The researchers drew their findings from the 2010 Health and Retirement Study, an annual survey of Americans 50 and older that for the first time included four questions about what people did with their belongings. What they found: 30 percent of respondents who were over age 70 had done nothing in the previous year to clean out, donate or dispose of excess belongings, and 80 percent had sold nothing. Even after controlling for various factors such as widowhood or a recent move from a house into a small apartment, activities to reduce what the authors call “the material convoy” consistently grew less with advancing age.
Yet more than half of the survey respondents in all age categories felt they had too much stuff. Among those in their 50s, 56 percent believed they had more possessions than they needed; for those in their 70s, it was 62 percent.
(To be clear, we’re talking here about the ordinary lifetime accumulation of possessions, not hoarding.)
One need only look at the proliferation of articles and advice about downsizing to recognize this as a growing social issue. What happens to all the belongings we no longer need or have room for as we age – does most of it end up in landfills? What about older adults who have a large accumulation of stuff they haven’t disposed of – does it become a hindrance to moving into a living situation that might be safer or more manageable? Who makes decisions about the stuff if the owner is unable to do it himself or herself?

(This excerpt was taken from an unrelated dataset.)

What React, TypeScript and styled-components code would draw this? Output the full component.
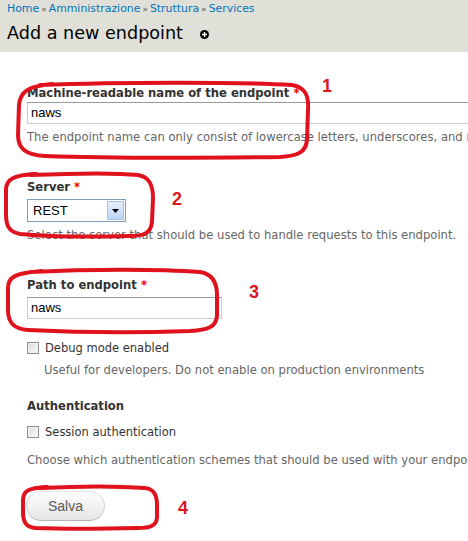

Perhaps this is a problem unique to the current older generation, folks who came of age during the Depression and who tend to save and reuse things instead of throwing them away. Then again, the increasing square footage of the average American house (1,740 square feet for the average new single-family home in 1980; 2,392 square feet for the same home in 2010) suggests that with more space, younger families may fill it with more belongings than their parents ever had, thus perpetuating the problem when it’s eventually their turn to downsize.
Perhaps declining health and reduced stamina simply make it harder to deal with excess stuff as we get older, regardless of which generation we belong to. There’s an emotional aspect as well to parting with items that we’ve lived with for many years.
How we accumulate and dispose of our possessions might seem like a purely personal issue but bigger issues are at stake, the study’s authors wrote. While we may treasure our belongings, the stuff can also become burdensome, especially as we age and our vulnerability increases. “To the extent that possessions – not just single, cherished items but in their totality – create emotional and environmental drag, individuals will be less adaptive should they need to make changes in place or even change place,” the researchers wrote. “The material convoy is not innocuous, mere stuff; its disposition must be undertaken sooner or later by someone. The realization of this is why the material convoy – personal property – becomes an intergenerational or collective matter.”